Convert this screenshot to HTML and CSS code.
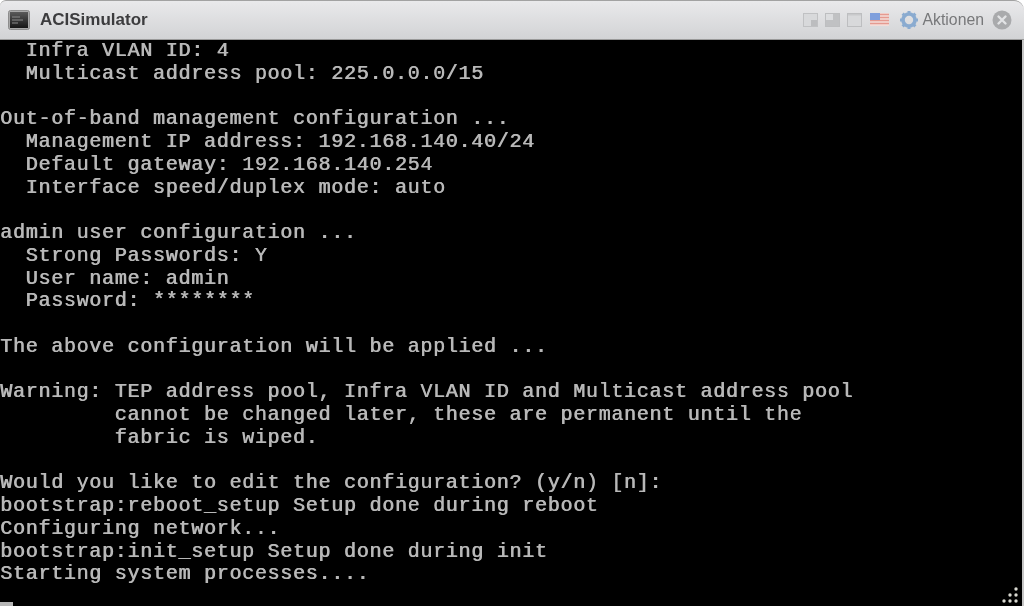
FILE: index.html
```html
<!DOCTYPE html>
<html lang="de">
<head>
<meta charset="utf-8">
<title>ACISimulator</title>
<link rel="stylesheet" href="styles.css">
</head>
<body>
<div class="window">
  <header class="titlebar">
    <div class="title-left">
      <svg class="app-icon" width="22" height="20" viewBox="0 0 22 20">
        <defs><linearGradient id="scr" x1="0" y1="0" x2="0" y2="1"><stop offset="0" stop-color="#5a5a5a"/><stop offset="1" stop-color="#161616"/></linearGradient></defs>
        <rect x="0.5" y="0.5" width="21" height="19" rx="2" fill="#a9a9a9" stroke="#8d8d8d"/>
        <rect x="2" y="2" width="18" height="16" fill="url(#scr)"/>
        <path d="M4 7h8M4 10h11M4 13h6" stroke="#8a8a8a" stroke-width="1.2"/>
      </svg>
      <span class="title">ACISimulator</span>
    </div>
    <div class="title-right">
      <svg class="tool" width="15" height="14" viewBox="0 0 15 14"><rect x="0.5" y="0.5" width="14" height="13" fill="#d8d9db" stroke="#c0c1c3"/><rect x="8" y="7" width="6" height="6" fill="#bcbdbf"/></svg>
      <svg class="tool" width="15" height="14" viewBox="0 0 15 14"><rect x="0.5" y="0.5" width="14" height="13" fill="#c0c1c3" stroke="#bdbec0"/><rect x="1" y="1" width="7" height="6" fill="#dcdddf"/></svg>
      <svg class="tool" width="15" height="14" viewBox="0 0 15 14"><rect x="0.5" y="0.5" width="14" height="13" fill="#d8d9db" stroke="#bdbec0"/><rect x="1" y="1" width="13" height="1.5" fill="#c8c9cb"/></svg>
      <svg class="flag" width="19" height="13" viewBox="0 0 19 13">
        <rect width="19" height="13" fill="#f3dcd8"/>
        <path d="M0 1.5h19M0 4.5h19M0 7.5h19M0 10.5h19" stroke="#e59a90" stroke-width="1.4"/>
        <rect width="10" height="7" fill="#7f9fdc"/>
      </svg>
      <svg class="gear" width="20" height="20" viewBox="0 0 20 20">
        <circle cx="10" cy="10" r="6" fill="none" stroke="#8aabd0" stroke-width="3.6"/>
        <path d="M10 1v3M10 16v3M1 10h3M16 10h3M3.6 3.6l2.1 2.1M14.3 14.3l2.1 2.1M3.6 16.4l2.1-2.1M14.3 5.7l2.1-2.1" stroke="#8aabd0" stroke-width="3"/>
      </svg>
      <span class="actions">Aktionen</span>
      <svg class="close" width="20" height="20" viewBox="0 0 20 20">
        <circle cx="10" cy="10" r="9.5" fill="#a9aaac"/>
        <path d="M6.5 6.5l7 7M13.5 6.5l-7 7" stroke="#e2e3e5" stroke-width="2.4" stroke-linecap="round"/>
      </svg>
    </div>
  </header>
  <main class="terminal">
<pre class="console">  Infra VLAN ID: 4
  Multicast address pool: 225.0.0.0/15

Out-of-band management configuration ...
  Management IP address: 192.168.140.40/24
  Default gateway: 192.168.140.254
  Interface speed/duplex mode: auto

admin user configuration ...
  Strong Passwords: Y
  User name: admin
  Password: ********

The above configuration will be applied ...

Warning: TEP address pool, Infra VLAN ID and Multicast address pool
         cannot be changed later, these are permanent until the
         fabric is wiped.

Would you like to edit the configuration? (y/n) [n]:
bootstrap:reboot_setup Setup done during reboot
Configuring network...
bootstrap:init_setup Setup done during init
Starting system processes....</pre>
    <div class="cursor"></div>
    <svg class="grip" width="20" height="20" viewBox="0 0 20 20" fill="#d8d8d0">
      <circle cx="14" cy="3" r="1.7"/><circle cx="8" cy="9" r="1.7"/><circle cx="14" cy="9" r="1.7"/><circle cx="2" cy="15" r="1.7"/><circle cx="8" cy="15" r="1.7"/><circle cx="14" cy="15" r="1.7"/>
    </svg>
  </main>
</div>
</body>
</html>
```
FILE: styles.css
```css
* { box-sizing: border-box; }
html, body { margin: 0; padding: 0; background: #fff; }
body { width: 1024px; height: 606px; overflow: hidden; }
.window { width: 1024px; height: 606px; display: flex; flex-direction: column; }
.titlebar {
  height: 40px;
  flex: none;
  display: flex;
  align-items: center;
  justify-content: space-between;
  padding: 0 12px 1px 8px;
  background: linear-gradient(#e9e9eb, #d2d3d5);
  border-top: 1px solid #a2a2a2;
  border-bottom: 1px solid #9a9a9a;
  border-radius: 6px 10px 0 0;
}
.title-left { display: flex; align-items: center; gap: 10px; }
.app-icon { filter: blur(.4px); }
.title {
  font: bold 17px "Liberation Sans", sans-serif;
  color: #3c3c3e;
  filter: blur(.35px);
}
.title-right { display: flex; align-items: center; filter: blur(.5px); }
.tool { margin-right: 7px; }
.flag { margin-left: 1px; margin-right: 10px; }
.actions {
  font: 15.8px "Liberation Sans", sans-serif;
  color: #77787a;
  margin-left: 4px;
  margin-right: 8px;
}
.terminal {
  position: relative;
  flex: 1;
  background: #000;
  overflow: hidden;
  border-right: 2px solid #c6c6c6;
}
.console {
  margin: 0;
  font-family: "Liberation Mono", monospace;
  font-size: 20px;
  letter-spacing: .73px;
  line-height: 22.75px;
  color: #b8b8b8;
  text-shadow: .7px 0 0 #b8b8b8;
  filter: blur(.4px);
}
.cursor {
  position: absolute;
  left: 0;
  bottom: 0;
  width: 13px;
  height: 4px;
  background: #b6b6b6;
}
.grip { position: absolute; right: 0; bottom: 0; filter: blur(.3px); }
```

**Problem statement:** Transcribe the full listing character for character. Pictures are excluded.

**Exercise solution:**
Convert this screenshot to HTML and CSS code.
FILE: index.html
```html
<!DOCTYPE html>
<html lang="de">
<head>
<meta charset="utf-8">
<title>ACISimulator</title>
<link rel="stylesheet" href="styles.css">
</head>
<body>
<div class="window">
  <header class="titlebar">
    <div class="title-left">
      <svg class="app-icon" width="22" height="20" viewBox="0 0 22 20">
        <defs><linearGradient id="scr" x1="0" y1="0" x2="0" y2="1"><stop offset="0" stop-color="#5a5a5a"/><stop offset="1" stop-color="#161616"/></linearGradient></defs>
        <rect x="0.5" y="0.5" width="21" height="19" rx="2" fill="#a9a9a9" stroke="#8d8d8d"/>
        <rect x="2" y="2" width="18" height="16" fill="url(#scr)"/>
        <path d="M4 7h8M4 10h11M4 13h6" stroke="#8a8a8a" stroke-width="1.2"/>
      </svg>
      <span class="title">ACISimulator</span>
    </div>
    <div class="title-right">
      <svg class="tool" width="15" height="14" viewBox="0 0 15 14"><rect x="0.5" y="0.5" width="14" height="13" fill="#d8d9db" stroke="#c0c1c3"/><rect x="8" y="7" width="6" height="6" fill="#bcbdbf"/></svg>
      <svg class="tool" width="15" height="14" viewBox="0 0 15 14"><rect x="0.5" y="0.5" width="14" height="13" fill="#c0c1c3" stroke="#bdbec0"/><rect x="1" y="1" width="7" height="6" fill="#dcdddf"/></svg>
      <svg class="tool" width="15" height="14" viewBox="0 0 15 14"><rect x="0.5" y="0.5" width="14" height="13" fill="#d8d9db" stroke="#bdbec0"/><rect x="1" y="1" width="13" height="1.5" fill="#c8c9cb"/></svg>
      <svg class="flag" width="19" height="13" viewBox="0 0 19 13">
        <rect width="19" height="13" fill="#f3dcd8"/>
        <path d="M0 1.5h19M0 4.5h19M0 7.5h19M0 10.5h19" stroke="#e59a90" stroke-width="1.4"/>
        <rect width="10" height="7" fill="#7f9fdc"/>
      </svg>
      <svg class="gear" width="20" height="20" viewBox="0 0 20 20">
        <circle cx="10" cy="10" r="6" fill="none" stroke="#8aabd0" stroke-width="3.6"/>
        <path d="M10 1v3M10 16v3M1 10h3M16 10h3M3.6 3.6l2.1 2.1M14.3 14.3l2.1 2.1M3.6 16.4l2.1-2.1M14.3 5.7l2.1-2.1" stroke="#8aabd0" stroke-width="3"/>
      </svg>
      <span class="actions">Aktionen</span>
      <svg class="close" width="20" height="20" viewBox="0 0 20 20">
        <circle cx="10" cy="10" r="9.5" fill="#a9aaac"/>
        <path d="M6.5 6.5l7 7M13.5 6.5l-7 7" stroke="#e2e3e5" stroke-width="2.4" stroke-linecap="round"/>
      </svg>
    </div>
  </header>
  <main class="terminal">
<pre class="console">  Infra VLAN ID: 4
  Multicast address pool: 225.0.0.0/15

Out-of-band management configuration ...
  Management IP address: 192.168.140.40/24
  Default gateway: 192.168.140.254
  Interface speed/duplex mode: auto

admin user configuration ...
  Strong Passwords: Y
  User name: admin
  Password: ********

The above configuration will be applied ...

Warning: TEP address pool, Infra VLAN ID and Multicast address pool
         cannot be changed later, these are permanent until the
         fabric is wiped.

Would you like to edit the configuration? (y/n) [n]:
bootstrap:reboot_setup Setup done during reboot
Configuring network...
bootstrap:init_setup Setup done during init
Starting system processes....</pre>
    <div class="cursor"></div>
    <svg class="grip" width="20" height="20" viewBox="0 0 20 20" fill="#d8d8d0">
      <circle cx="14" cy="3" r="1.7"/><circle cx="8" cy="9" r="1.7"/><circle cx="14" cy="9" r="1.7"/><circle cx="2" cy="15" r="1.7"/><circle cx="8" cy="15" r="1.7"/><circle cx="14" cy="15" r="1.7"/>
    </svg>
  </main>
</div>
</body>
</html>
```
FILE: styles.css
```css
* { box-sizing: border-box; }
html, body { margin: 0; padding: 0; background: #fff; }
body { width: 1024px; height: 606px; overflow: hidden; }
.window { width: 1024px; height: 606px; display: flex; flex-direction: column; }
.titlebar {
  height: 40px;
  flex: none;
  display: flex;
  align-items: center;
  justify-content: space-between;
  padding: 0 12px 1px 8px;
  background: linear-gradient(#e9e9eb, #d2d3d5);
  border-top: 1px solid #a2a2a2;
  border-bottom: 1px solid #9a9a9a;
  border-radius: 6px 10px 0 0;
}
.title-left { display: flex; align-items: center; gap: 10px; }
.app-icon { filter: blur(.4px); }
.title {
  font: bold 17px "Liberation Sans", sans-serif;
  color: #3c3c3e;
  filter: blur(.35px);
}
.title-right { display: flex; align-items: center; filter: blur(.5px); }
.tool { margin-right: 7px; }
.flag { margin-left: 1px; margin-right: 10px; }
.actions {
  font: 15.8px "Liberation Sans", sans-serif;
  color: #77787a;
  margin-left: 4px;
  margin-right: 8px;
}
.terminal {
  position: relative;
  flex: 1;
  background: #000;
  overflow: hidden;
  border-right: 2px solid #c6c6c6;
}
.console {
  margin: 0;
  font-family: "Liberation Mono", monospace;
  font-size: 20px;
  letter-spacing: .73px;
  line-height: 22.75px;
  color: #b8b8b8;
  text-shadow: .7px 0 0 #b8b8b8;
  filter: blur(.4px);
}
.cursor {
  position: absolute;
  left: 0;
  bottom: 0;
  width: 13px;
  height: 4px;
  background: #b6b6b6;
}
.grip { position: absolute; right: 0; bottom: 0; filter: blur(.3px); }
```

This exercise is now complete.